If Anas wouldn't have insisted to work with paper, maybe she wouldn't have had the chance to activate this long gone memory.

Stephanie's Granddaddy made rag rugs in his attic and gave them away for free to the neighbours living in the village. He used to be a day labourer travelling from house to house with his mother, his sisters and brothers, helping at construction sites or farms. However, after World War II he couldn't do this anymore. During war time Stephanie's Granddaddy refused the authorities and he was punished. They pulled acid liquid over one part of his face. In Stephanie's family there exists only one passport photo that shows his face without all the wounds. She decided to use this photo and combine it with the surreal paper animal, because her Granddaddy was the one who provided space for lots of phantasy.

Paper represents the past, the present and the future. It is a universal object used in politics, art and culture, education, healthcare, economy and border control. Such a simple, available universal tool comes along with a complex variety of meanings depending on its usage. It can promote justice as well as access, however easily limited and deeply depending on a series of privileges.

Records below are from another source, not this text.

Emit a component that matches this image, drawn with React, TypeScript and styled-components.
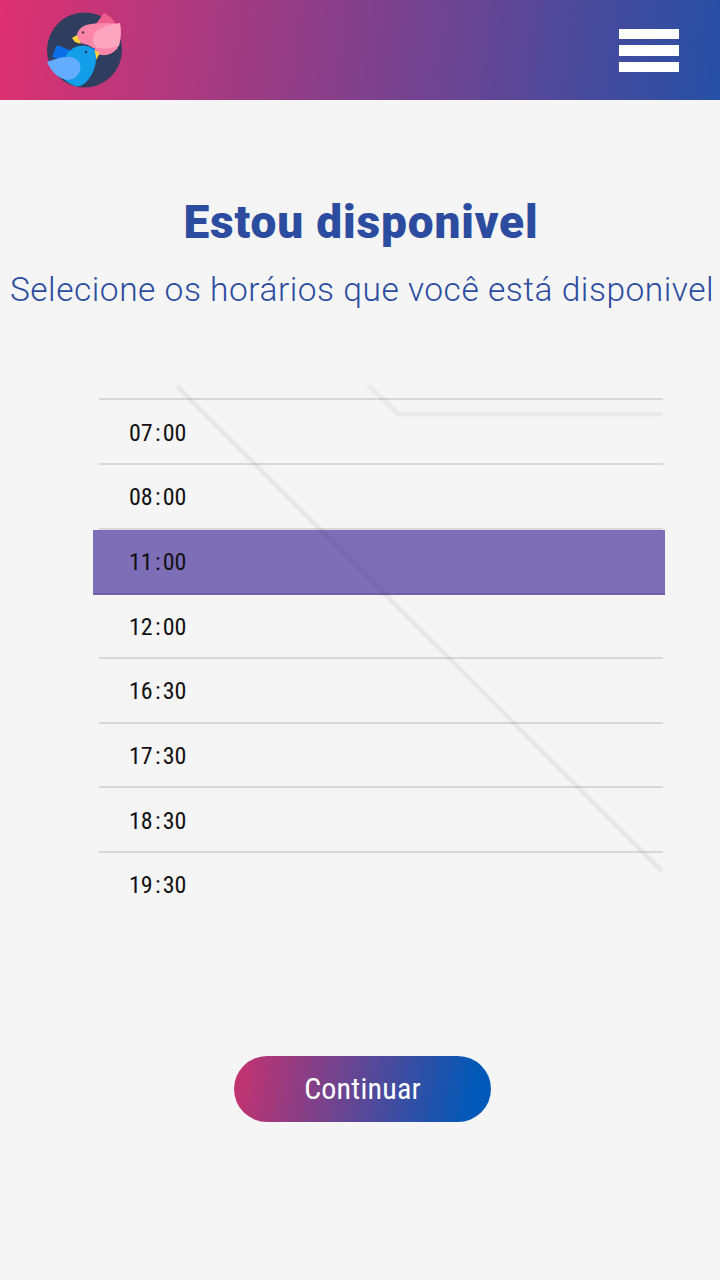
import React from "react";
import styled, { createGlobalStyle } from "styled-components";

const GlobalStyle = createGlobalStyle`
  html, body {
    margin: 0;
    padding: 0;
    background: #f5f5f5;
    font-family: "Roboto", "Liberation Sans", sans-serif;
  }
`;

const Page = styled.div`
  width: 720px;
  height: 1280px;
  overflow: hidden;
  display: flex;
  flex-direction: column;
  background: #f5f5f5;
`;

const Header = styled.header`
  height: 100px;
  flex: none;
  display: flex;
  align-items: center;
  justify-content: space-between;
  padding: 0 41px 0 44px;
  background: linear-gradient(97deg, #de3170 0%, #2650a6 100%);
`;

const Logo = styled.svg`
  width: 84px;
  height: 84px;
  display: block;
`;

const MenuButton = styled.button`
  width: 60px;
  padding: 0;
  border: 0;
  background: none;
  display: flex;
  flex-direction: column;
  gap: 6px;
  margin-top: 1px;
`;

const MenuBar = styled.span`
  display: block;
  height: 10.5px;
  background: #fff;
`;

const Title = styled.h1`
  margin: 97px 0 0;
  text-align: center;
  padding-left: 2px;
  font-size: 46px;
  line-height: 50px;
  font-weight: 900;
  letter-spacing: 0.85px;
  color: #2c4c9f;
`;

const Subtitle = styled.p`
  margin: 23px 0 0;
  text-align: center;
  padding-left: 4px;
  white-space: nowrap;
  font-size: 33.5px;
  line-height: 40px;
  font-weight: 300;
  letter-spacing: 0.52px;
  color: #2c4c9f;
`;

const ListWrap = styled.div`
  position: relative;
  margin: 75.4px 57px 0 99px;
  padding-top: 13px;
`;

const Streaks = styled.svg`
  position: absolute;
  left: 0;
  top: 0;
  width: 564px;
  height: 490px;
  pointer-events: none;
  z-index: 2;
`;

const Row = styled.div<{ $selected?: boolean }>`
  position: relative;
  z-index: ${({ $selected }) => ($selected ? 1 : 0)};
  height: 60.65px;
  display: flex;
  align-items: center;
  padding: 2px 0 0 30px;
  border-top: 2px solid #d8d8d8;

  ${({ $selected }) =>
    $selected &&
    `
    &::before {
      content: "";
      position: absolute;
      left: -6px;
      right: -2px;
      top: 0;
      bottom: -2.4px;
      background: #7e6eb8;
      box-shadow: inset 0 -2px 0 #7260a6;
    }
  `}
`;

const Time = styled.span`
  position: relative;
  font-size: 24px;
  font-stretch: 75%;
  color: #111;
`;

const Colon = styled.span`
  margin: 0 2.2px;
`;

const Footer = styled.div`
  display: flex;
  justify-content: center;
  margin-top: 140.2px;
  padding-left: 5px;
`;

const ContinueButton = styled.button`
  width: 257px;
  height: 66px;
  border: 0;
  border-radius: 33px;
  color: #fff;
  font-family: "Roboto", "Liberation Sans", sans-serif;
  font-size: 30px;
  font-weight: 400;
  font-stretch: 85%;
  letter-spacing: 0.2px;
  background: linear-gradient(100deg, #c8326f 0%, #0059b8 92%);
`;

const times = ["07:00", "08:00", "11:00", "12:00", "16:30", "17:30", "18:30", "19:30"];

export default function App() {
  return (
    <Page>
      <GlobalStyle />
      <Header>
        <Logo viewBox="44 8 84 84">
          <circle cx="84.5" cy="50" r="37.5" fill="#2f3d5e" />
          <path d="M96 24 L104 13 Q113 17 116 25 L106 32 Z" fill="#ef5f8e" />
          <path d="M77 34 Q80 25 91 24 Q102 22 120 24 Q122 40 117 49 Q108 58 98 54 Q92 45 84 44 Q77 42 77 34 Z" fill="#fb86a9" />
          <path d="M72 38 L77 35 L81 44 L75 42 Z" fill="#ffd43b" />
          <path d="M120 23 Q100 26 95 33 Q90 42 96 47 Q105 51 119 46 Q122 34 120 23 Z" fill="#fba4bf" />
          <circle cx="83" cy="32.5" r="1.2" fill="#5a3440" />
          <path d="M52 57 L57 45 L72 51 L70 62 Z" fill="#0b6fe8" />
          <path d="M94 50 L100 53 L96 60 Z" fill="#ffd43b" />
          <path d="M89 48 L95 48 L94 52 Z" fill="#0b6fe8" />
          <path d="M66 56 Q70 46 84 45.5 Q96 47 96 58 Q96 70 88 80 Q82 87 76 86.5 Q64 82 58 72 Z" fill="#129ee8" />
          <path d="M47 62 Q62 56 72 57 Q81 60 80.5 69 Q78 79 68 80 Q54 78 47 62 Z" fill="#64acff" />
          <circle cx="86" cy="52" r="1.2" fill="#28364f" />
        </Logo>
        <MenuButton aria-label="Menu">
          <MenuBar />
          <MenuBar />
          <MenuBar />
        </MenuButton>
      </Header>
      <Title>Estou disponivel</Title>
      <Subtitle>Selecione os horários que você está disponivel</Subtitle>
      <ListWrap>
        {times.map((t) => {
          const [h, m] = t.split(":");
          return (
            <Row key={t} $selected={t === "11:00"}>
              <Time>
                {h}
                <Colon>:</Colon>
                {m}
              </Time>
            </Row>
          );
        })}
        <Streaks viewBox="0 0 564 490">
          <defs>
            <filter id="soft" x="-5%" y="-5%" width="110%" height="110%">
              <feGaussianBlur stdDeviation="0.9" />
            </filter>
          </defs>
          <g filter="url(#soft)" fill="none" stroke="#000">
            <path d="M77 0 L564 487" strokeOpacity="0.07" strokeWidth="4" />
            <path d="M269 0 L299 29 L564 29" strokeOpacity="0.06" strokeWidth="4" />
          </g>
        </Streaks>
      </ListWrap>
      <Footer>
        <ContinueButton>Continuar</ContinueButton>
      </Footer>
    </Page>
  );
}
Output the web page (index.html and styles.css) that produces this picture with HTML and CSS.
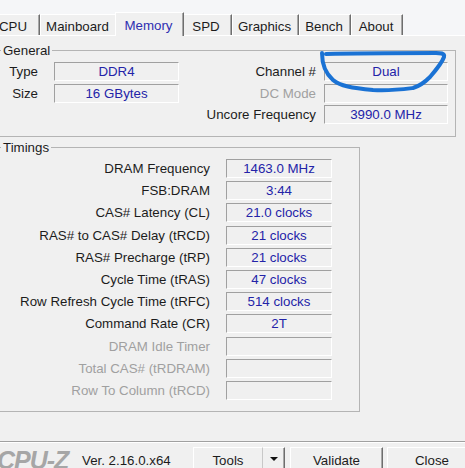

What if paper dares to leave its own format and becomes a blank projection screen open for the poetry of the unwritten?

Live stream and additional video footage

The live stream was premiered on Thursday the 4th of June 2020 (20:00 Jordan time / 19:00 German time). The online performance was transmitted via YouTube and Facebook. A documentation of the live stream is available via beißpony RagRec's YouTube channel.

Besides the live stream Stephanie Müller is sharing a making of video called Tax Documents As Raw Material and further footage called The Animal Papers. Parts of this footage also appeared during the live stream.